Estas situaciones están planteadas en espejo en el mismo capítulo y reafirman el discurso dicotómico. Sin embargo, presentan una serie de preguntas acerca de la dominación sobre la corporalidad de la mujer en las tradiciones –podríamos mencionar cualquiera y obtener el mismo resultado– que la audiencia prefirió pasar por alto. ¿Qué lugar queda para el deseo en lo colectivo? ¿Cuánto de nosotros queremos ceder para hacer funcionar un proyecto común? ¿Cuánto somos capaces de soportar en nombre de un Dios? ¿Y en nombre de la libertad? ¿De dónde proviene la opresión en la tierra de los laicos? Las preguntas solo generan más preguntas. Por eso merecen ser formuladas para insertarse en las narrativas feministas que revisan los modos en que nos vinculamos con el mundo.

Nunca fuimos tan libres

Una peste mundial inesperada trajo consigo una revuelta de los sentidos en el marco de un capitalismo salvaje que fomenta el every man for himself y se propone destrozar, de manera definitiva, los entramados sociales. Sin embargo, todavía sin vacuna en la línea del horizonte, el covid-19 señala que si hay cura, esta se encuentra en la mancomunión, en los consensos, en hacer más consciente la incidencia que tienen nuestros actos individuales sobre los demás. Y Poco ortodoxa calzó como un zapato de cristal en esta coyuntura sanitaria para efectuar una pregunta fundamental: ¿cómo conviven la confianza acérrima en lo colectivo y la prepotencia de la libertad individual?

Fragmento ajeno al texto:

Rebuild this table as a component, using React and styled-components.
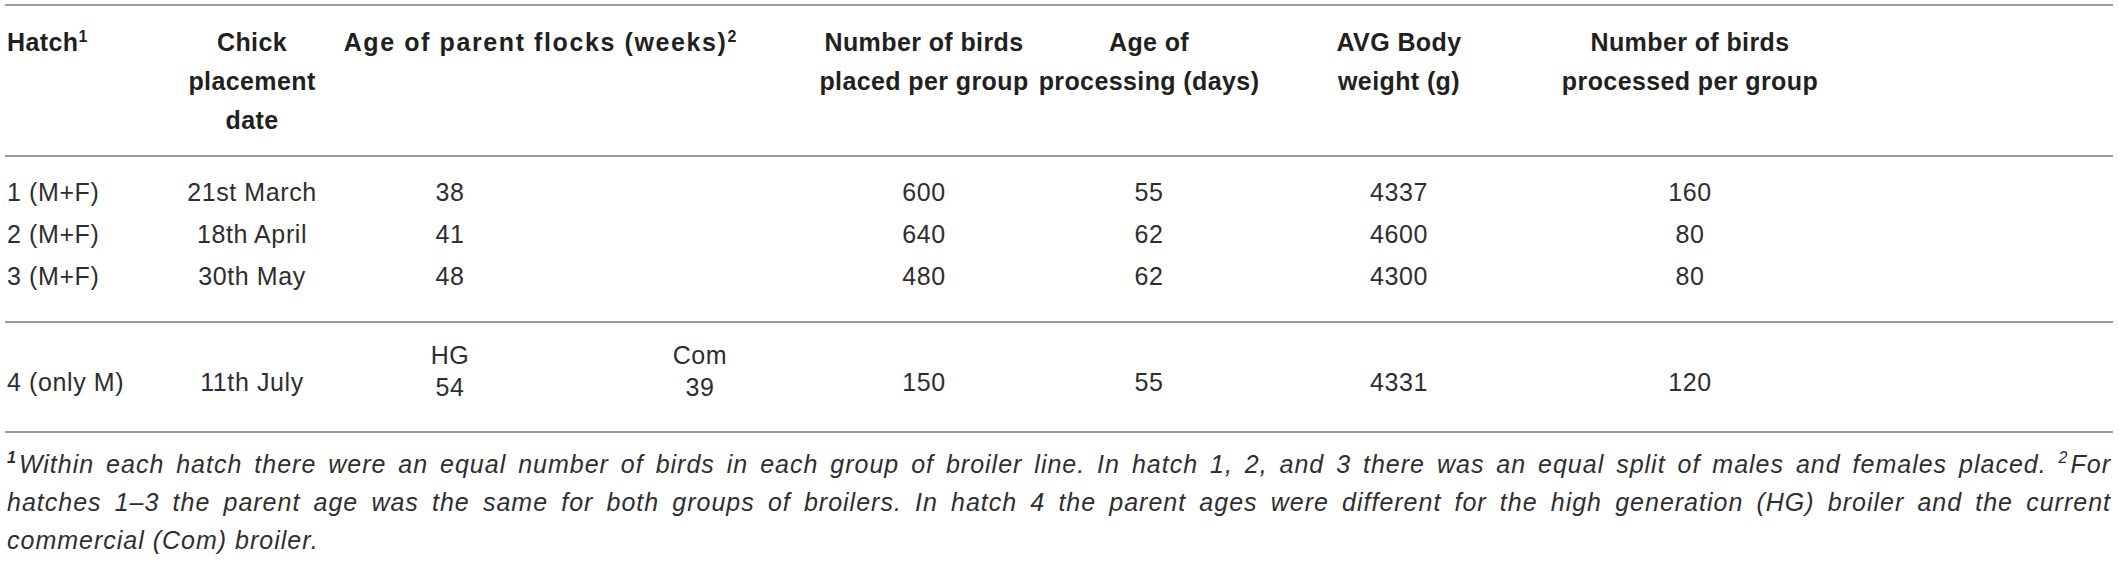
import React from 'react'
import styled, { createGlobalStyle } from 'styled-components'

const GlobalStyle = createGlobalStyle`
   html, body {
      margin: 0;
      padding: 0;
      background: #ffffff;
   }
   body {
      font-family: 'Liberation Sans', Arial, Helvetica, sans-serif;
      color: #231f20;
   }
`

// track widths tuned so each centred column sits where it does in the print
const COLS = '209px 76px 320px 180px 268px 182px 318px 264px 1fr'

const rows = [
   { hatch: '1 (M+F)', date: '21st March', age: '38', placed: '600', days: '55', weight: '4337', processed: '160' },
   { hatch: '2 (M+F)', date: '18th April', age: '41', placed: '640', days: '62', weight: '4600', processed: '80' },
   { hatch: '3 (M+F)', date: '30th May', age: '48', placed: '480', days: '62', weight: '4300', processed: '80' },
]

export default function App() {
   return (
      <>
         <GlobalStyle />
         <Page>
            <Table>
               <HeadRow>
                  <Cell $left>
                     <HeadText>
                        Hatch<Sup>1</Sup>
                     </HeadText>
                  </Cell>
                  <Cell>
                     <HeadText>
                        Chick
                        <br />
                        placement
                        <br />
                        date
                     </HeadText>
                  </Cell>
                  <Cell $span={2}>
                     <HeadText $wide>
                        Age of parent flocks (weeks)<Sup>2</Sup>
                     </HeadText>
                  </Cell>
                  <Cell>
                     <HeadText>
                        Number of birds
                        <br />
                        placed per group
                     </HeadText>
                  </Cell>
                  <Cell>
                     <HeadText>
                        Age of
                        <br />
                        processing (days)
                     </HeadText>
                  </Cell>
                  <Cell>
                     <HeadText>
                        AVG Body
                        <br />
                        weight (g)
                     </HeadText>
                  </Cell>
                  <Cell>
                     <HeadText>
                        Number of birds
                        <br />
                        processed per group
                     </HeadText>
                  </Cell>
               </HeadRow>

               <BodyGroup $top={14} $bottom={24}>
                  {rows.map((r) => (
                     <Row key={r.hatch}>
                        <Cell $left>
                           <DataText>{r.hatch}</DataText>
                        </Cell>
                        <Cell>
                           <DataText>{r.date}</DataText>
                        </Cell>
                        <Cell>
                           <DataText>{r.age}</DataText>
                        </Cell>
                        <Cell />
                        <Cell>
                           <DataText>{r.placed}</DataText>
                        </Cell>
                        <Cell>
                           <DataText>{r.days}</DataText>
                        </Cell>
                        <Cell>
                           <DataText>{r.weight}</DataText>
                        </Cell>
                        <Cell>
                           <DataText>{r.processed}</DataText>
                        </Cell>
                     </Row>
                  ))}
               </BodyGroup>

               <BodyGroup $top={16} $bottom={28}>
                  <Row $end>
                     <Cell $left>
                        <DataText>4 (only M)</DataText>
                     </Cell>
                     <Cell>
                        <DataText>11th July</DataText>
                     </Cell>
                     <Cell>
                        <SubText>HG</SubText>
                        <SubText>54</SubText>
                     </Cell>
                     <Cell>
                        <SubText>Com</SubText>
                        <SubText>39</SubText>
                     </Cell>
                     <Cell>
                        <DataText>150</DataText>
                     </Cell>
                     <Cell>
                        <DataText>55</DataText>
                     </Cell>
                     <Cell>
                        <DataText>4331</DataText>
                     </Cell>
                     <Cell>
                        <DataText>120</DataText>
                     </Cell>
                  </Row>
               </BodyGroup>
            </Table>

            <Footnote>
               <FootLine $justify>
                  <FootSup $bold>1</FootSup>Within each hatch there were an equal number of birds in each
                  group of broiler line. In hatch 1, 2, and 3 there was an equal split of males and females
                  placed. <FootSup>2</FootSup>For
               </FootLine>
               <FootLine $justify>
                  hatches 1–3 the parent age was the same for both groups of broilers. In hatch 4 the parent
                  ages were different for the high generation (HG) broiler and the current
               </FootLine>
               <FootLine>commercial (Com) broiler.</FootLine>
            </Footnote>
         </Page>
      </>
   )
}

const Page = styled.div`
   width: 2108px;
   padding: 4px 6px 0 5px;
`
const Table = styled.div`
   border-top: 2px solid #9a9a9a;
`
const HeadRow = styled.div`
   display: grid;
   grid-template-columns: ${COLS};
   padding: 17px 0 15px;
   border-bottom: 2px solid #9a9a9a;
`
const BodyGroup = styled.div`
   padding: ${(p) => p.$top}px 0 ${(p) => p.$bottom}px;
   border-bottom: 2px solid #9a9a9a;
`
const Row = styled.div`
   display: grid;
   grid-template-columns: ${COLS};
   align-items: ${(p) => (p.$end ? 'end' : 'center')};
`
const Cell = styled.div`
   display: flex;
   flex-direction: column;
   align-items: ${(p) => (p.$left ? 'flex-start' : 'center')};
   padding-left: ${(p) => (p.$left ? '2px' : '0')};
   grid-column: ${(p) => (p.$span ? `span ${p.$span}` : 'auto')};
   white-space: nowrap;
`
const HeadText = styled.div`
   font-size: 25px;
   font-weight: 700;
   line-height: 39px;
   letter-spacing: ${(p) => (p.$wide ? '1.6px' : '0.4px')};
   text-align: center;
   color: #231f20;
`
const DataText = styled.div`
   font-size: 25px;
   line-height: 42px;
   letter-spacing: 0.6px;
   color: #2e2e2e;
`
const SubText = styled.div`
   font-size: 25px;
   line-height: 32px;
   letter-spacing: 0.6px;
   color: #2e2e2e;
`
const Sup = styled.sup`
   font-size: 16px;
   line-height: 0;
   vertical-align: 0.55em;
   letter-spacing: 0;
`
const Footnote = styled.div`
   margin-top: 12px;
   padding: 0 2px;
`
const FootLine = styled.div`
   font-size: 25px;
   font-style: italic;
   line-height: 38px;
   letter-spacing: 1px;
   color: #2e2e2e;
   text-align: ${(p) => (p.$justify ? 'justify' : 'left')};
   text-align-last: ${(p) => (p.$justify ? 'justify' : 'left')};
   white-space: nowrap;
`
const FootSup = styled.sup`
   font-size: 16px;
   font-weight: ${(p) => (p.$bold ? 700 : 400)};
   line-height: 0;
   vertical-align: 0.6em;
   margin-right: 2px;
`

No es de ningún modo una paradoja que estemos aislados en el mundo libre, sino el sello en el pasaporte mismo de una vida que, atravesada por la tecnología, nos acerca a los otros en la misma medida que nos aleja. Sobran las crónicas, los diarios, los posteos y reflexiones que confirman que la autosuficiencia garantizada por el capitalismo es superficial y superflua, que no llega nunca donde promete y nos sacia de aquello que ni siquiera necesitamos. Solo hizo falta una pandemia para que las almas libres conocieran el ejercicio de la humildad que se inscribe en lo colectivo: nadie quiere morir solo.